▶ **DATA SECTION**:
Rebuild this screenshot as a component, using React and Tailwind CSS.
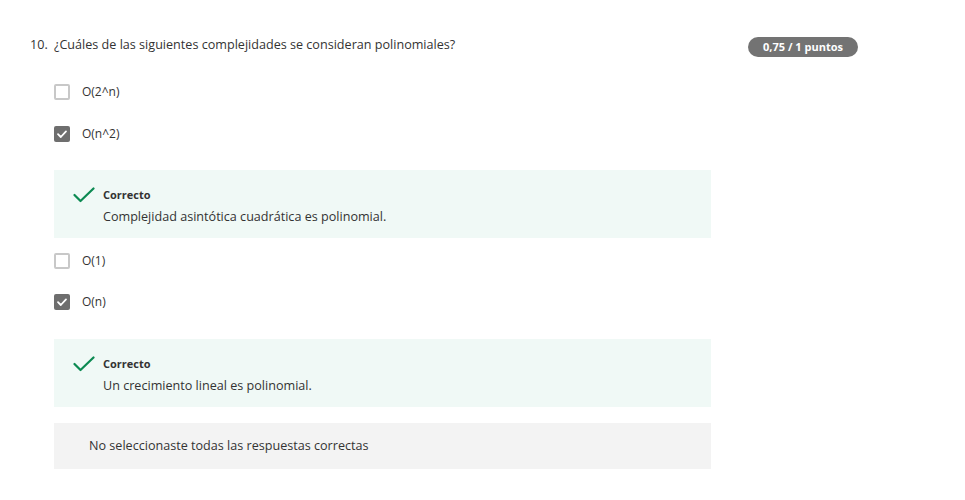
import React from 'react';

const options = [
  { label: 'O(2^n)', checked: false },
  { label: 'O(n^2)', checked: true, feedback: 'Complejidad asintótica cuadrática es polinomial.' },
  { label: 'O(1)', checked: false },
  { label: 'O(n)', checked: true, feedback: 'Un crecimiento lineal es polinomial.' },
];

function Checkbox({ checked }) {
  if (checked) {
    return (
      <span className="flex h-4 w-4 items-center justify-center rounded-[2px] bg-[#6e6e6e]">
        <svg width="12" height="12" viewBox="0 0 12 12" fill="none">
          <path d="M2 6.2 L4.8 9 L10 3.4" stroke="white" strokeWidth="1.8" strokeLinecap="round" strokeLinejoin="round" />
        </svg>
      </span>
    );
  }
  return <span className="block h-4 w-4 rounded-[2px] border-2 border-[#c8c8c8] bg-white" />;
}

function Feedback({ text }) {
  return (
    <div className="flex h-[68px] w-[657px] bg-[#f0f9f6] pl-[19px] pt-[17px]">
      <svg width="22" height="16" viewBox="0 0 22 16" fill="none">
        <path d="M1.5 8 L7.5 14 L20.5 1.5" stroke="#0c8a52" strokeWidth="2.2" strokeLinecap="round" strokeLinejoin="round" />
      </svg>
      <div className="ml-[8px] flex flex-col">
        <span className="text-[11px] font-bold leading-[16px] text-[#333]">Correcto</span>
        <span className="mt-[5px] text-[12.6px] leading-[18px] text-[#333]">{text}</span>
      </div>
    </div>
  );
}

export default function App() {
  return (
    <div className="min-h-[500px] bg-white pl-[30px] pt-[36px] text-[#333]" style={{ fontFamily: '"Open Sans", sans-serif' }}>
      <div className="flex w-[828px] items-start justify-between">
        <div className="flex text-[12.6px] leading-[18px]">
          <span className="w-[24px]">10.</span>
          <span>¿Cuáles de las siguientes complejidades se consideran polinomiales?</span>
        </div>
        <span className="mt-[1px] flex h-[20px] w-[110px] items-center justify-center rounded-full bg-[#737373] text-[11px] font-bold text-white">
          0,75 / 1 puntos
        </span>
      </div>

      <div className="ml-[24px] mt-[27px] flex flex-col">
        <div className="flex h-4 items-center">
          <Checkbox checked={false} />
          <span className="ml-[12px] text-[12px]">O(2^n)</span>
        </div>
        <div className="mt-[26px] flex h-4 items-center">
          <Checkbox checked />
          <span className="ml-[12px] text-[12px]">O(n^2)</span>
        </div>
        <div className="mt-[28px]">
          <Feedback text={options[1].feedback} />
        </div>
        <div className="mt-[15px] flex h-4 items-center">
          <Checkbox checked={false} />
          <span className="ml-[12px] text-[12px]">O(1)</span>
        </div>
        <div className="mt-[25px] flex h-4 items-center">
          <Checkbox checked />
          <span className="ml-[12px] text-[12px]">O(n)</span>
        </div>
        <div className="mt-[29px]">
          <Feedback text={options[3].feedback} />
        </div>
        <div className="mt-[16px] flex h-[46px] w-[657px] items-center bg-[#f3f3f3] pl-[35px] text-[12.6px]">
          No seleccionaste todas las respuestas correctas
        </div>
      </div>
    </div>
  );
}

▶ **JOB**: Output the data above without changes, apart from leaving out the pictures.

▶ **THE RESULT**:
Rebuild this screenshot as a component, using React and Tailwind CSS.
import React from 'react';

const options = [
  { label: 'O(2^n)', checked: false },
  { label: 'O(n^2)', checked: true, feedback: 'Complejidad asintótica cuadrática es polinomial.' },
  { label: 'O(1)', checked: false },
  { label: 'O(n)', checked: true, feedback: 'Un crecimiento lineal es polinomial.' },
];

function Checkbox({ checked }) {
  if (checked) {
    return (
      <span className="flex h-4 w-4 items-center justify-center rounded-[2px] bg-[#6e6e6e]">
        <svg width="12" height="12" viewBox="0 0 12 12" fill="none">
          <path d="M2 6.2 L4.8 9 L10 3.4" stroke="white" strokeWidth="1.8" strokeLinecap="round" strokeLinejoin="round" />
        </svg>
      </span>
    );
  }
  return <span className="block h-4 w-4 rounded-[2px] border-2 border-[#c8c8c8] bg-white" />;
}

function Feedback({ text }) {
  return (
    <div className="flex h-[68px] w-[657px] bg-[#f0f9f6] pl-[19px] pt-[17px]">
      <svg width="22" height="16" viewBox="0 0 22 16" fill="none">
        <path d="M1.5 8 L7.5 14 L20.5 1.5" stroke="#0c8a52" strokeWidth="2.2" strokeLinecap="round" strokeLinejoin="round" />
      </svg>
      <div className="ml-[8px] flex flex-col">
        <span className="text-[11px] font-bold leading-[16px] text-[#333]">Correcto</span>
        <span className="mt-[5px] text-[12.6px] leading-[18px] text-[#333]">{text}</span>
      </div>
    </div>
  );
}

export default function App() {
  return (
    <div className="min-h-[500px] bg-white pl-[30px] pt-[36px] text-[#333]" style={{ fontFamily: '"Open Sans", sans-serif' }}>
      <div className="flex w-[828px] items-start justify-between">
        <div className="flex text-[12.6px] leading-[18px]">
          <span className="w-[24px]">10.</span>
          <span>¿Cuáles de las siguientes complejidades se consideran polinomiales?</span>
        </div>
        <span className="mt-[1px] flex h-[20px] w-[110px] items-center justify-center rounded-full bg-[#737373] text-[11px] font-bold text-white">
          0,75 / 1 puntos
        </span>
      </div>

      <div className="ml-[24px] mt-[27px] flex flex-col">
        <div className="flex h-4 items-center">
          <Checkbox checked={false} />
          <span className="ml-[12px] text-[12px]">O(2^n)</span>
        </div>
        <div className="mt-[26px] flex h-4 items-center">
          <Checkbox checked />
          <span className="ml-[12px] text-[12px]">O(n^2)</span>
        </div>
        <div className="mt-[28px]">
          <Feedback text={options[1].feedback} />
        </div>
        <div className="mt-[15px] flex h-4 items-center">
          <Checkbox checked={false} />
          <span className="ml-[12px] text-[12px]">O(1)</span>
        </div>
        <div className="mt-[25px] flex h-4 items-center">
          <Checkbox checked />
          <span className="ml-[12px] text-[12px]">O(n)</span>
        </div>
        <div className="mt-[29px]">
          <Feedback text={options[3].feedback} />
        </div>
        <div className="mt-[16px] flex h-[46px] w-[657px] items-center bg-[#f3f3f3] pl-[35px] text-[12.6px]">
          No seleccionaste todas las respuestas correctas
        </div>
      </div>
    </div>
  );
}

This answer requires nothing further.